The opportunities build and build, but inevitably there are challenges – and payroll management in Panama is among them. Whether your company is planning to move staff abroad or hire employees in the new territory, you cannot risk making mistakes operating in Panama’s payroll and income tax regime – it could cost you time and money.

In principle, foreign companies planning to hire staff in Panama and operate their payroll must establish a legal entity in the country. This is essential to deal with the General Revenue Department (Direccíon General de Ingresos, DGI), operating under the Ministry of Economy and Finance. The same requirement applies to complying with the Panamanian Social Security Fund (Caja de Seguro Social Panameña, CSS).
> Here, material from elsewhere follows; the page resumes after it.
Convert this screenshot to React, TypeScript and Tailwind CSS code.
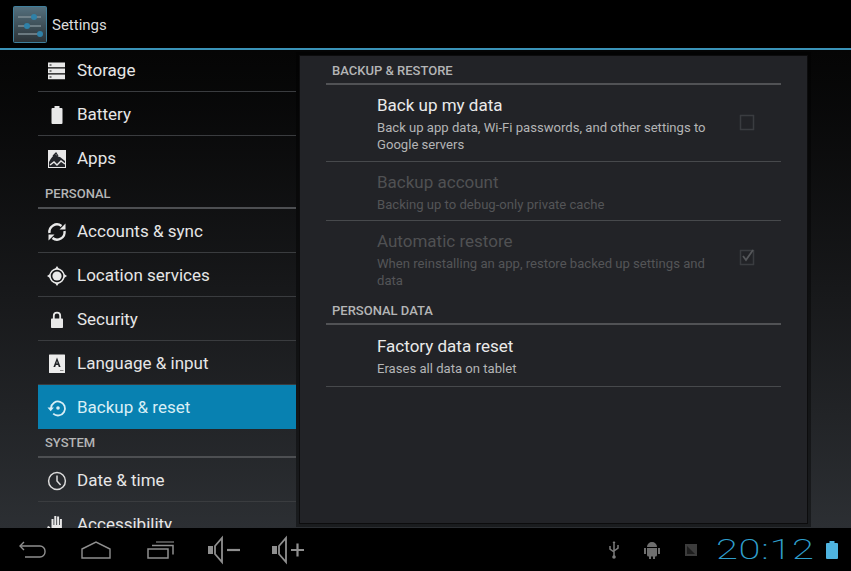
import type { ReactNode } from "react";

const icon = "h-[22px] w-[22px] shrink-0 text-[#e8e8e8]";

const StorageIcon = () => (
  <svg viewBox="0 0 22 22" className={icon} fill="currentColor">
    <path fillRule="evenodd" d="M2 2.500h17v4.800H2zM3.500 4.400v1h2v-1zM2 8.500h17v4.800H2zM3.500 10.400v1h2v-1zM2 14.500h17v4.800H2zM3.500 16.400v1h2v-1z" />
  </svg>
);
const BatteryIcon = () => (
  <svg viewBox="0 0 22 22" className={icon} fill="currentColor">
    <path d="M8.500 2h5v2h2a1 1 0 0 1 1 1v14a1 1 0 0 1-1 1h-9a1 1 0 0 1-1-1V5a1 1 0 0 1 1-1h2z" />
  </svg>
);
const AppsIcon = () => (
  <svg viewBox="0 0 22 22" className={icon}>
    <rect x="2" y="2" width="18" height="18" fill="#e8e8e8" />
    <path d="M3 14c2-4 4-6 6-8 2 1 3 3 5 3l5 4v6H3z" fill="#23252a" />
    <path d="M4 17l4-3 3 3 4-4 4 3" stroke="#e8e8e8" strokeWidth="1.400" fill="none" />
    <path d="M7 8l3-3 2 3" stroke="#23252a" strokeWidth="1.200" fill="none" />
  </svg>
);
const SyncIcon = () => (
  <svg viewBox="0 0 22 22" className={icon} fill="none" stroke="currentColor" strokeWidth="2.400">
    <path d="M3.500 12A7.500 7.500 0 0 1 15.500 5" />
    <path d="M18.500 10A7.500 7.500 0 0 1 6.500 17" />
    <path d="M19.500 2.500v6h-6zM2.500 19.500v-6h6z" fill="currentColor" stroke="none" />
  </svg>
);
const LocationIcon = () => (
  <svg viewBox="0 0 22 22" className={icon} fill="none" stroke="currentColor">
    <circle cx="11" cy="11" r="4.600" fill="currentColor" stroke="none" />
    <circle cx="11" cy="11" r="7" strokeWidth="1.500" />
    <path d="M11 1l2 3h-4zM11 21l2-3h-4zM1 11l3-2v4zM21 11l-3-2v4z" fill="currentColor" stroke="none" />
  </svg>
);
const LockIcon = () => (
  <svg viewBox="0 0 22 22" className={icon} fill="currentColor">
    <path d="M7.800 10V6.800a3.200 3.200 0 0 1 6.400 0V10" fill="none" stroke="currentColor" strokeWidth="1.800" />
    <rect x="5" y="9.500" width="12" height="9.500" rx=".8" />
  </svg>
);
const LanguageIcon = () => (
  <svg viewBox="0 0 22 22" className={icon}>
    <rect x="3" y="1.500" width="16" height="18.500" rx=".5" fill="#ececec" />
    <path d="M11 4.500l-3.600 9.500h1.800l.7-2h2.200l.7 2h1.800L11 4.500zm-.6 6L11 8.100l.6 2.400z" fill="#1f2125" fillRule="evenodd" />
    <path d="M14 17.500h3.500" stroke="#8a8a8a" strokeWidth="1" />
  </svg>
);
const HistoryIcon = () => (
  <svg viewBox="0 0 22 22" className={icon} fill="none" stroke="#d8eef5" strokeWidth="1.800">
    <path d="M5 11a7 7 0 1 1 2.200 5.600" />
    <path d="M1.500 10.500h6.400L4.700 14.200z" fill="#d8eef5" stroke="none" />
    <circle cx="12" cy="11" r="1.800" fill="#d8eef5" stroke="none" />
  </svg>
);
const ClockIcon = () => (
  <svg viewBox="0 0 22 22" className={icon} fill="none" stroke="#dcdcdc" strokeWidth="1.500">
    <circle cx="11" cy="11" r="8.400" />
    <path d="M11 5.500V11l3.600 4" />
  </svg>
);
const HandIcon = () => (
  <svg viewBox="0 0 22 22" className={icon} fill="currentColor">
    <path d="M6 21l-5-8 1.800-1L5.500 15V5h2v6h.8V2h2v9h.8V2.500h2V11h.8V5h2v11l3-2 1 1.500L15 21z" />
  </svg>
);

type Row =
  | { kind: "head"; label: string }
  | { kind: "item"; label: string; icon: ReactNode; active?: boolean; last?: boolean };

const rows: Row[] = [
  { kind: "item", label: "Storage", icon: <StorageIcon /> },
  { kind: "item", label: "Battery", icon: <BatteryIcon /> },
  { kind: "item", label: "Apps", icon: <AppsIcon />, last: true },
  { kind: "head", label: "PERSONAL" },
  { kind: "item", label: "Accounts & sync", icon: <SyncIcon /> },
  { kind: "item", label: "Location services", icon: <LocationIcon /> },
  { kind: "item", label: "Security", icon: <LockIcon /> },
  { kind: "item", label: "Language & input", icon: <LanguageIcon /> },
  { kind: "item", label: "Backup & reset", icon: <HistoryIcon />, active: true, last: true },
  { kind: "head", label: "SYSTEM" },
  { kind: "item", label: "Date & time", icon: <ClockIcon /> },
  { kind: "item", label: "Accessibility", icon: <HandIcon /> },
];

function SidebarRow({ row }: { row: Row }) {
  if (row.kind === "head") {
    return (
      <div className="flex h-[29px] shrink-0 items-center border-b-2 border-[#4d4f52] pl-[7px] pt-[1px] text-[13px] font-medium text-[#b4b5b6]">
        {row.label}
      </div>
    );
  }
  return (
    <div
      className={
        "flex h-[44px] shrink-0 items-center gap-[9px] pl-[8px] pt-[2px] text-[17px] first:h-[42px] first:pt-0 " +
        (row.active
          ? "bg-[#0881b1] text-[#d8eef5]"
          : "text-[#e6e6e6] " + (row.last ? "" : "border-b border-[#3a3c3f]"))
      }
    >
      {row.icon}
      <span>{row.label}</span>
    </div>
  );
}

function SectionHead({ label }: { label: string }) {
  return (
    <div className="flex h-[28px] items-center border-b-2 border-[#515255] pl-[6px] pt-[1px] text-[13px] font-medium text-[#b4b5b6]">
      {label}
    </div>
  );
}

function Pref({
  title,
  desc,
  disabled,
  check,
  height,
  noBorder,
}: {
  title: string;
  desc: ReactNode;
  disabled?: boolean;
  check?: "empty" | "checked";
  height: string;
  noBorder?: boolean;
}) {
  return (
    <div className={"flex items-center pl-[51px] " + height + (noBorder ? "" : " border-b border-[#47494c]")}>
      <div className="w-[340px]">
        <div className={"text-[17px] leading-[24px] " + (disabled ? "text-[#505153]" : "text-[#eaeaea]")}>{title}</div>
        <div className={"mt-[2px] text-[13.100px] leading-[17px] " + (disabled ? "text-[#545557]" : "text-[#b4b5b6]")}>{desc}</div>
      </div>
      {check && (
        <svg
          viewBox="0 0 18 18"
          className={"ml-[21px] h-[18px] w-[18px] shrink-0 " + (check === "checked" ? "mb-[5px]" : "mb-[3px]")}
          fill="none"
        >
          <rect x="2.500" y="2.500" width="13" height="14" stroke="#3a3c40" strokeWidth="1.500" />
          {check === "checked" && <path d="M5 8l3 4 7-10" stroke="#55575a" strokeWidth="1.800" />}
        </svg>
      )}
    </div>
  );
}

function NavIcons() {
  return (
    <div className="flex items-center pl-[17px]">
      <svg viewBox="0 0 30 18" className="h-[18px] w-[30px]" fill="none" stroke="#8f8f8f" strokeWidth="1.400">
        <path d="M3 5h20a5 5 0 0 1 5 5v1a5 5 0 0 1-5 5H8" />
        <path d="M7 1L3 5l4 4" />
      </svg>
      <svg viewBox="0 0 30 20" className="ml-[34px] h-[20px] w-[30px]" fill="none" stroke="#8f8f8f" strokeWidth="1.400">
        <path d="M1 9L15 2l14 7v9H1z" />
      </svg>
      <svg viewBox="0 0 30 20" className="ml-[35px] h-[20px] w-[30px]" fill="none" stroke="#8f8f8f" strokeWidth="1.500">
        <path d="M2 9h20v9H2z" />
        <path d="M6 5.500h21v9" />
        <path d="M10 2h18" strokeWidth="1.100" />
      </svg>
      <svg viewBox="0 0 36 30" className="ml-[30px] h-[30px] w-[36px]" fill="none" stroke="#8f8f8f">
        <path d="M2 11h5v8H2z" fill="#8f8f8f" stroke="none" />
        <path d="M9 11l7-8v24l-7-8z" strokeWidth="1.800" />
        <path d="M21 15h13" strokeWidth="2.200" />
      </svg>
      <svg viewBox="0 0 36 30" className="ml-[28px] h-[30px] w-[36px]" fill="none" stroke="#8f8f8f">
        <path d="M2 11h5v8H2z" fill="#8f8f8f" stroke="none" />
        <path d="M9 11l7-8v24l-7-8z" strokeWidth="1.800" />
        <path d="M21 15h13M27.500 8.500v13" strokeWidth="2.200" />
      </svg>
    </div>
  );
}

function StatusArea() {
  return (
    <div className="flex items-center pr-[13px]">
      <svg viewBox="0 0 14 20" className="h-[20px] w-[14px]" fill="none" stroke="#7c7c7c" strokeWidth="1.500">
        <path d="M7 2v15M3 6v3l4 3M11 5v3l-4 3" />
        <circle cx="7" cy="17" r="1.800" fill="#7c7c7c" stroke="none" />
        <path d="M5.500 3L7 1l1.500 2z" fill="#7c7c7c" stroke="none" />
      </svg>
      <svg viewBox="0 0 20 20" className="ml-[21px] h-[20px] w-[20px]" fill="#6e6e6e">
        <path d="M5 7a5 5 0 0 1 10 0zM5 8h10v7a1.500 1.500 0 0 1-1.500 1.500H13V19h-2v-2.500H9V19H7v-2.500h-.5A1.500 1.500 0 0 1 5 15zM2 8h2v6H2zM16 8h2v6h-2z" />
      </svg>
      <svg viewBox="0 0 12 12" className="ml-[23px] h-[12px] w-[12px]">
        <rect width="12" height="12" fill="#3c3c3c" />
        <path d="M2 2l8 8H2z" fill="#1d1d1d" />
      </svg>
      <span className="ml-[19px] w-[99px] origin-left scale-x-[1.42] text-[28px] leading-none font-[200] tracking-[0.5px] text-[#2f9fcc]">
        20:12
      </span>
      <svg viewBox="0 0 12 18" className="ml-[11px] h-[18px] w-[12px]" fill="#4fb4e0">
        <path d="M3.500 0h5v2H11a1 1 0 0 1 1 1v14a1 1 0 0 1-1 1H1a1 1 0 0 1-1-1V3a1 1 0 0 1 1-1h2.500z" />
      </svg>
    </div>
  );
}

export default function App() {
  return (
    <div className="flex h-[571px] w-[851px] flex-col overflow-hidden bg-black font-['Roboto',sans-serif]">
      <header className="flex h-[50px] shrink-0 items-center border-b-2 border-[#3a93b8] bg-black pl-[13px]">
        <svg viewBox="0 0 34 37" className="h-[37px] w-[34px]">
          <defs>
            <linearGradient id="tile" x1="0" y1="0" x2="0" y2="1">
              <stop offset="0" stopColor="#54707e" />
              <stop offset="1" stopColor="#2b3236" />
            </linearGradient>
          </defs>
          <rect x=".5" y=".5" width="33" height="36" rx="1" fill="url(#tile)" stroke="#3f7f9c" />
          <path d="M5 11h23M5 20h23M5 28h23" stroke="#7d8d94" strokeWidth="1.500" />
          <circle cx="21" cy="11" r="3" fill="#2f81a8" />
          <circle cx="14" cy="20" r="3" fill="#2f81a8" />
          <circle cx="27" cy="28" r="3" fill="#2f81a8" />
        </svg>
        <span className="ml-[5px] pt-[3px] text-[15px] text-[#dcdcdc]">Settings</span>
      </header>

      <main className="flex min-h-0 flex-1 bg-gradient-to-b from-[#050505] via-[#17181a] to-[#2c2f33]">
        <nav className="ml-[38px] flex h-full w-[258px] shrink-0 flex-col overflow-hidden">
          {rows.map((row) => (
            <SidebarRow key={row.label} row={row} />
          ))}
        </nav>

        <section className="mb-[4px] ml-[3px] mt-[5px] w-[509px] shrink-0 border border-[#0c0c0d] bg-[#222327] pl-[26px] pr-[26px] pt-[1px] shadow-[0_0_0_3px_rgba(0,0,0,0.4)]">
          <SectionHead label="BACKUP & RESTORE" />
          <Pref
            height="h-[77px]"
            title="Back up my data"
            desc={<>Back up app data, Wi-Fi passwords, and other settings to Google servers</>}
            check="empty"
          />
          <Pref height="h-[59px]" title="Backup account" desc="Backing up to debug-only private cache" disabled />
          <Pref
            height="h-[76px]"
            title="Automatic restore"
            desc="When reinstalling an app, restore backed up settings and data"
            disabled
            check="checked"
            noBorder
          />
          <SectionHead label="PERSONAL DATA" />
          <Pref height="h-[62px]" title="Factory data reset" desc="Erases all data on tablet" />
        </section>
      </main>

      <footer className="flex h-[43px] shrink-0 items-center justify-between bg-black">
        <NavIcons />
        <StatusArea />
      </footer>
    </div>
  );
}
The preferred choices for opening a subsidiary in Panama are a Corporation/Joint Stock Company (Sociedad Anónima, SA) or a limited liability company (Sociedad de Responsabilidad Limitada, SRL), both of which provide protection against liabilities for owners and shareholders..

Employers must comply with restrictions imposed by the Labor Code (Código del Trabajo) that only 10% of the workforce can be foreign. This can be increased to 15% in the case of having specialists or trained technicians on the payroll.

Outsourcing payroll in Panama will streamline your operations by dealing with the following:

  • Employers must register employees with the social insurance authority (CSS) during the first week of employment. Both employers and employees contribute to the social security system.
  • Obtain or ensure the employee has a Unique Taxation Registration Number (Registro Único de Contribuyentes, RUC). This can be obtained from the government’s e-Tax website.
  • Complete the registration process at the DGI website.
  • Ensure full-time employees are correctly classified and not as independent contractors, as they are treated differently for taxation. Confusing the two can lead to fines and sanctions.
  • Employment contracts should always be in written form, in Spanish with translations if required.

Foreign companies intending to hire staff and run their payroll in Panama must establish a legal entity in the country and decide on the optimum business structure to suit their plans. The decision is typically made between two options – a Corporation/Joint Stock Company (Sociedad Anónima, SA) or a limited liability company (Sociedad de Responsabilidad Limitada, SRL), both of which provide protection for owners and shareholders against liabilities.

In the case of a limited liability company, registration and other requirements include:

  • Confirm choice of unique company name with Panama’s Public Registry, which lists all companies in the country
  • Obtain the company’s Unique Taxation Registration Number (Registro Único de Contribuyentes, RUC) from the General Revenue Department (Direccíon General de Ingresos, DGI) of the Ministry of Economy and Finance
  • Obtain the Notice of Operation Number (Panama Emprende System, MICI), different from the RUC
  • Provide Articles of Association of the parent company and minutes of the board meeting authorising setting up the subsidiary
  • Draft the subsidiary’s bylaws or constitution, giving details of shareholders who must be entered in the Public Registry, the business address and type of operation. If the bylaws are not in Spanish, there must be a translation
  • A minimum of two shareholders, at least one of which must be a Panama national or resident
  • Appoint the company’s legal representative, who must be a Panamanian
  • Have bylaws notarised to receive the company’s Public Deed and subsequently register the Deed with Public Registry
  • Register with the district municipality of the DGI and with the Ministry of Commerce (Ministerio de Comercio e Industrias)
  • Register with the Panamanian Social Security Fund (Caja de Seguro Social Panameña, CSS) of the Ministry of Labour

There is no minimum share capital requirement, although typically companies will initially deposit US$10,000 after opening their corporate bank account.